--- RECORDS PROVIDED ---
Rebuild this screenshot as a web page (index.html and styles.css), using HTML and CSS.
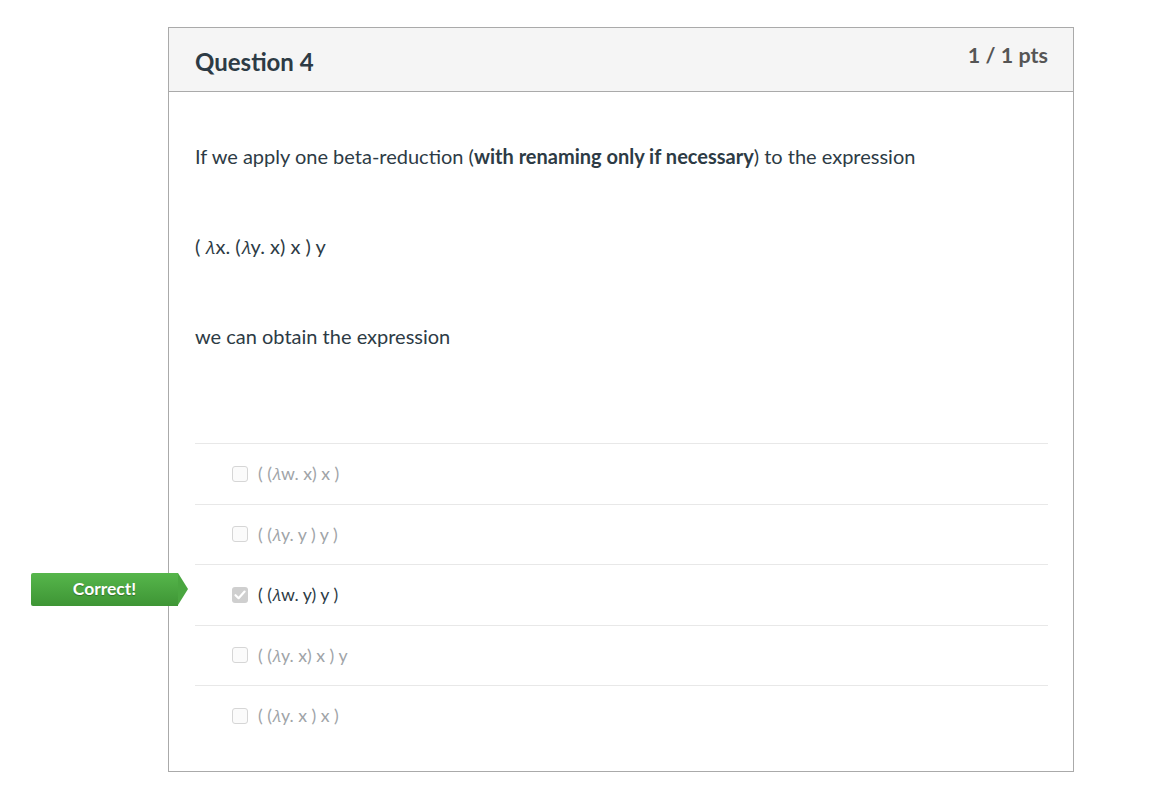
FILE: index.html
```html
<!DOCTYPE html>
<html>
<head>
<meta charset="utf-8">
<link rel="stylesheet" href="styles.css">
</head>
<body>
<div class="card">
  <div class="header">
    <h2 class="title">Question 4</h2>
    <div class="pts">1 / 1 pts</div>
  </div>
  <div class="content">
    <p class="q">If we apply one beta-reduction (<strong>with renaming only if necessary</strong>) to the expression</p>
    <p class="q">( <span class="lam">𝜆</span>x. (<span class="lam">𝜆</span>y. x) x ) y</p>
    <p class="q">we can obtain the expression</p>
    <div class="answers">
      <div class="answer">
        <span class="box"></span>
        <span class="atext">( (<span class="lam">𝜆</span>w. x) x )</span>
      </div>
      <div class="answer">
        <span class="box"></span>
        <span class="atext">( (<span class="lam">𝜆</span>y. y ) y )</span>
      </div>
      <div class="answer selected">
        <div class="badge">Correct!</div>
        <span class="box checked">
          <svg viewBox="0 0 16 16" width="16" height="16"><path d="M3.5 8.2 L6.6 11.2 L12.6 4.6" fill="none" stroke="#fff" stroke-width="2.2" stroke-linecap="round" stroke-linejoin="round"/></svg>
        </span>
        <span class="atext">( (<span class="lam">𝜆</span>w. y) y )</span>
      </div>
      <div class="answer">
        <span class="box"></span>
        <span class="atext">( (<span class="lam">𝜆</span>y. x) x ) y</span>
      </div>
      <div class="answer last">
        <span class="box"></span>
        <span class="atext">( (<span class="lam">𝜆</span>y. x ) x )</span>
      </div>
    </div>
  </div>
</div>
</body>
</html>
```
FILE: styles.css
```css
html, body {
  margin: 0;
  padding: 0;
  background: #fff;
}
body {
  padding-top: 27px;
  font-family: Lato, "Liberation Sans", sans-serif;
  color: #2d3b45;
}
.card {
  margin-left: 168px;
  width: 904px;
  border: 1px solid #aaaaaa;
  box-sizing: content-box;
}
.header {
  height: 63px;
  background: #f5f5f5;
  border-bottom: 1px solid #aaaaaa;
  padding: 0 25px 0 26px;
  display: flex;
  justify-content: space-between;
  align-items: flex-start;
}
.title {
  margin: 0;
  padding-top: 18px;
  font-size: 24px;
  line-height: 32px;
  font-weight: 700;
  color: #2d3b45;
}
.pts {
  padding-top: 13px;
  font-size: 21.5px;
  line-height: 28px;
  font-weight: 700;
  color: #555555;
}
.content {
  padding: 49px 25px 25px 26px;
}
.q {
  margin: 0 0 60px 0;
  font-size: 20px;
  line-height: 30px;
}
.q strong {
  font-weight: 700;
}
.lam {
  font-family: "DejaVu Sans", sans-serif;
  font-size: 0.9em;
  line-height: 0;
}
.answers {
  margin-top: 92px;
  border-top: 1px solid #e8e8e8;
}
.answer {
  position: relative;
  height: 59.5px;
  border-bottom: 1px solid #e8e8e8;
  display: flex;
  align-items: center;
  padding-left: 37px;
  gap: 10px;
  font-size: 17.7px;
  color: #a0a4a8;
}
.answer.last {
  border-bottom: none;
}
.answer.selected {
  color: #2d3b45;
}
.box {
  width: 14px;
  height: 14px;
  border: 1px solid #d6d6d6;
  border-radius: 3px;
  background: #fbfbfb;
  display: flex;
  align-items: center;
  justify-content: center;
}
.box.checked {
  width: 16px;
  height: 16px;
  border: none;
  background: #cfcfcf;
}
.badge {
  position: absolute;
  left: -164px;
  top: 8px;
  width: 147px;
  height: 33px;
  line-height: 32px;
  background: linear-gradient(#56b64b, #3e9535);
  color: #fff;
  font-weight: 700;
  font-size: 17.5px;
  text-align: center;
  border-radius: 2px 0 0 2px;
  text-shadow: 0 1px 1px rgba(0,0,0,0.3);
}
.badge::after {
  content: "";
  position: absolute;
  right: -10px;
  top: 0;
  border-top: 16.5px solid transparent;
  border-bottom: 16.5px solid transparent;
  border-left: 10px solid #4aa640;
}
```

--

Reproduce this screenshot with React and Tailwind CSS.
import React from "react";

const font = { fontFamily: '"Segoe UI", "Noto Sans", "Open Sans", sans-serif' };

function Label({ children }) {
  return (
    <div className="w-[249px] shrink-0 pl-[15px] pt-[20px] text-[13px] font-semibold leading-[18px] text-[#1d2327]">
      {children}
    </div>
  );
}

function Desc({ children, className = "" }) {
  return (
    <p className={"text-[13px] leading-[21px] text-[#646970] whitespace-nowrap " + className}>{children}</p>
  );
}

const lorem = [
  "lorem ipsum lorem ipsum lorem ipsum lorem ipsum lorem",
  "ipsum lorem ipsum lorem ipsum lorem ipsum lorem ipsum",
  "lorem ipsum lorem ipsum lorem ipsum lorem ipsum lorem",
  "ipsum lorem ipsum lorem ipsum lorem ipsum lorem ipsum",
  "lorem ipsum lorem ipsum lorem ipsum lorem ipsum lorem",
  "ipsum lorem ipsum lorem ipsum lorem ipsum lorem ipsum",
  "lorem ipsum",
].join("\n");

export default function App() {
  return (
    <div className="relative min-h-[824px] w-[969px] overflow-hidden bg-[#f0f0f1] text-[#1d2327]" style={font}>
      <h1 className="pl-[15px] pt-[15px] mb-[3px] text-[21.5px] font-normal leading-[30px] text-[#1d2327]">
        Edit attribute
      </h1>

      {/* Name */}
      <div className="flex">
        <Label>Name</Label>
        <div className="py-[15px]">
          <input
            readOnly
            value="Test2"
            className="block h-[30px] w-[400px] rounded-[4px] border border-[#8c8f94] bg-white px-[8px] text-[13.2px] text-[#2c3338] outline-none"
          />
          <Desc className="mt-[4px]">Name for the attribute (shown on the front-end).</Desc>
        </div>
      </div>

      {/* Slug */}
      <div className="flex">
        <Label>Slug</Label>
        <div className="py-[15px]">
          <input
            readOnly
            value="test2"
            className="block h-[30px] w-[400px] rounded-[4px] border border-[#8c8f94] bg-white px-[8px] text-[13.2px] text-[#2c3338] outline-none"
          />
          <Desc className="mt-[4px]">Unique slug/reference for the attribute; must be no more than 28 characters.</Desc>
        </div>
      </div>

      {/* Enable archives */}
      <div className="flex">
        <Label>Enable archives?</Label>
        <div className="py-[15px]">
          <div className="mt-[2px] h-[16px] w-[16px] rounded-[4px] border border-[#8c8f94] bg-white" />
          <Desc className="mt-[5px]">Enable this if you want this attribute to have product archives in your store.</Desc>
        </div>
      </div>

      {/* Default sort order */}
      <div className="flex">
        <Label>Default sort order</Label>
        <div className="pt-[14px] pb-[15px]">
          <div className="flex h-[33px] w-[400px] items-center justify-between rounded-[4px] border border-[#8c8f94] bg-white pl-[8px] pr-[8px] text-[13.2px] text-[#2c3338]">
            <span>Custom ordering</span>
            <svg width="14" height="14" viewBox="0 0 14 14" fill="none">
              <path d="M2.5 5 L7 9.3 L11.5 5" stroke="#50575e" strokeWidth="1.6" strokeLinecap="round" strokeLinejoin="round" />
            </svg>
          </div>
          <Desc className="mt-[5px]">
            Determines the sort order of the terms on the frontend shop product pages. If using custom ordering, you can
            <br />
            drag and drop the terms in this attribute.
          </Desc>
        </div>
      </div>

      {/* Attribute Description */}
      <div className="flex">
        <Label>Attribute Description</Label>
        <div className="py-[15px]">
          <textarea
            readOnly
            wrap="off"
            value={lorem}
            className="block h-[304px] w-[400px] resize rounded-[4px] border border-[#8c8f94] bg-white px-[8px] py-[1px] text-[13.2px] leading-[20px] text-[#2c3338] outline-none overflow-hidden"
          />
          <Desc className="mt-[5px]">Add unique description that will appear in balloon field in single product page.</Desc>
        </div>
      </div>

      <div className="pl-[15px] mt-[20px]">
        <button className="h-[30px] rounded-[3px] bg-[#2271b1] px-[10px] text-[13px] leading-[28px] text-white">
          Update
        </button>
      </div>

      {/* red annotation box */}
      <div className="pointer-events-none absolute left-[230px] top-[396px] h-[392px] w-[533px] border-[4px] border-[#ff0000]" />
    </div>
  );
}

--- DESCRIPTION OF THE TASK ---
Counting only lines of the data above that hold "screenshot", report the total and nothing else.

--- THE ANSWER ---
2